Compressing images at all sizes with the same compression factor, which is based on viewing quality at @1x density, causes a browser on a @2x screen to download an image that’s roughly 3-4x the size of an image compressed specifically for the @2x viewing quality (rough unscientific test).

This makes srcset-w better than earlier JS/CSS solutions, mostly in latency terms due to the pre-parser head start, but not nearly as effective as it could be.

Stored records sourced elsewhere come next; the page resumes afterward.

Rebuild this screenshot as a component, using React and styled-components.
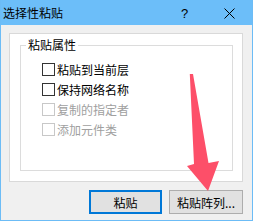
import React from "react";
import styled, { createGlobalStyle } from "styled-components";

const Global = createGlobalStyle`
  html, body { margin: 0; padding: 0; background: #f0f0f0; }
  * { box-sizing: border-box; }
  body { font-family: "Noto Sans CJK SC", "Noto Sans", sans-serif; font-size: 12px; color: #000; }
`;

const Window = styled.div`
  position: relative;
  width: 253px;
  height: 221px;
  background: #f0f0f0;
  border: 1px solid #6cbcf6;
  border-top: none;
  display: flex;
  flex-direction: column;
  overflow: hidden;
`;

const TitleBar = styled.div`
  height: 25px;
  background: #6cbef9;
  display: flex;
  align-items: center;
  padding-left: 2px;
  flex-shrink: 0;
`;

const Title = styled.div`
  flex: 1;
  font-size: 12px;
  line-height: 12px;
  color: #000;
  margin-top: 1px;
`;

const Help = styled.div`
  width: 12px;
  font-family: "Liberation Sans", sans-serif;
  font-size: 13px;
  margin-right: 31px;
  margin-top: 1px;
`;

const CloseIcon = styled.svg`
  width: 11px;
  height: 11px;
  margin-right: 17px;
  margin-top: 1px;
`;

const Body = styled.div`
  padding: 8px 9px 0 8px;
  display: flex;
  flex-direction: column;
`;

const Page = styled.div`
  width: 234px;
  height: 149px;
  background: #fff;
  border: 1px solid #d9d9d9;
  padding: 11px 0 0 10px;
`;

const Group = styled.div`
  position: relative;
  width: 213px;
  height: 126px;
  border: 1px solid #dcdcdc;
  padding: 17px 0 0 21px;
  display: flex;
  flex-direction: column;
  gap: 7px;
`;

const Legend = styled.div`
  position: absolute;
  top: -8px;
  left: 5px;
  padding: 0 2px;
  background: #fff;
  line-height: 14px;
  font-size: 12px;
`;

const Row = styled.div`
  display: flex;
  align-items: center;
  height: 13px;
  gap: 2px;
  color: ${(p) => (p.$disabled ? "#a0a0a0" : "#000")};
`;

const Box = styled.span`
  width: 13px;
  height: 13px;
  border: 1px solid ${(p) => (p.$disabled ? "#c8c8c8" : "#333")};
  background: #fff;
  flex-shrink: 0;
`;

const Label = styled.span`
  font-size: 12px;
  line-height: 13px;
`;

const Buttons = styled.div`
  display: flex;
  justify-content: flex-end;
  gap: 7px;
  margin-top: 8px;
  width: 234px;
`;

const Button = styled.div`
  width: ${(p) => p.$w}px;
  height: 24px;
  background: #e1e1e1;
  border: ${(p) => (p.$default ? "2px solid #0078d7" : "1px solid #adadad")};
  display: flex;
  align-items: center;
  justify-content: center;
  font-size: 12px;
`;

const Arrow = styled.svg`
  position: absolute;
  left: 0;
  top: 0;
  pointer-events: none;
`;

const items = [
  { text: "粘贴到当前层", disabled: false },
  { text: "保持网络名称", disabled: false },
  { text: "复制的指定者", disabled: true },
  { text: "添加元件类", disabled: true },
];

export default function App() {
  return (
    <>
      <Global />
      <Window>
        <TitleBar>
          <Title>选择性粘贴</Title>
          <Help>?</Help>
          <CloseIcon viewBox="0 0 11 11">
            <path d="M0.5 0.5 L10.5 10.5 M10.5 0.5 L0.5 10.5" stroke="#000" strokeWidth="1" fill="none" />
          </CloseIcon>
        </TitleBar>
        <Body>
          <Page>
            <Group>
              <Legend>粘贴属性</Legend>
              {items.map((it) => (
                <Row key={it.text} $disabled={it.disabled}>
                  <Box $disabled={it.disabled} />
                  <Label>{it.text}</Label>
                </Row>
              ))}
            </Group>
          </Page>
          <Buttons>
            <Button $w={73} $default>粘贴</Button>
            <Button $w={74}>粘贴阵列...</Button>
          </Buttons>
        </Body>
        <Arrow width="253" height="221" viewBox="0 0 253 221">
          <polygon
            points="188.8,74 193,164 186,166 207,191 218,161 207.5,163 192,74"
            fill="#fd4f69"
          />
        </Arrow>
      </Window>
    </>
  );
}
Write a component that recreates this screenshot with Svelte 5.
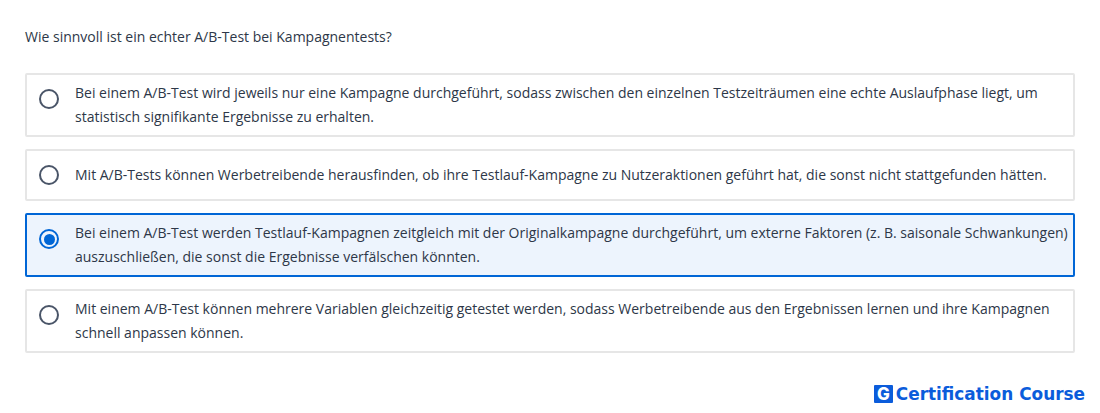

This is in my view a flaw in the spec design that makes srcset-w nearly useless. The only redeeming quality is that it actually is supported by a good number of browsers.

About the browser bugs:

- Chrome hangs on to the largest image it switches to, forever
- Safari doesn’t load a higher (or lower) resolution image when crossing a breakpoint (https://bugs.webkit.org/show_bug.cgi?id=149899) and presumably when switching screen resolution as well (untested), the workaround here seems to be to force-set the srcset attribute when crossing a breakpoint threshold.

* picture

The picture element is superior to srcset-w in that even in the non-art direction case an individual image can be picked for each breakpoint and each screen density. While the syntax is verbose, it is nowhere as convoluted as srcset-w.

The problem with the picture element is that it’s not available on iOS http://caniuse.com/#feat=picture — while Safari on Mac isn’t insignificant, it’s mobile that has the most need for the bandwidth savings. (IE also doesn’t support picture, but they don’t support srcset either so it’s down to a JS solution and they're mostly equivalent).

The canonical solution would be to use picturefill, and while it’s only ~11kb, in Mobile Safari it would essentially fall back to srcset-w behavior in terms of initial latency and bandwidth use, so I might as well not sure it.


I’m just trying to find the most effective pragmatic solution that has some future proofness to it, any thoughts appreciated.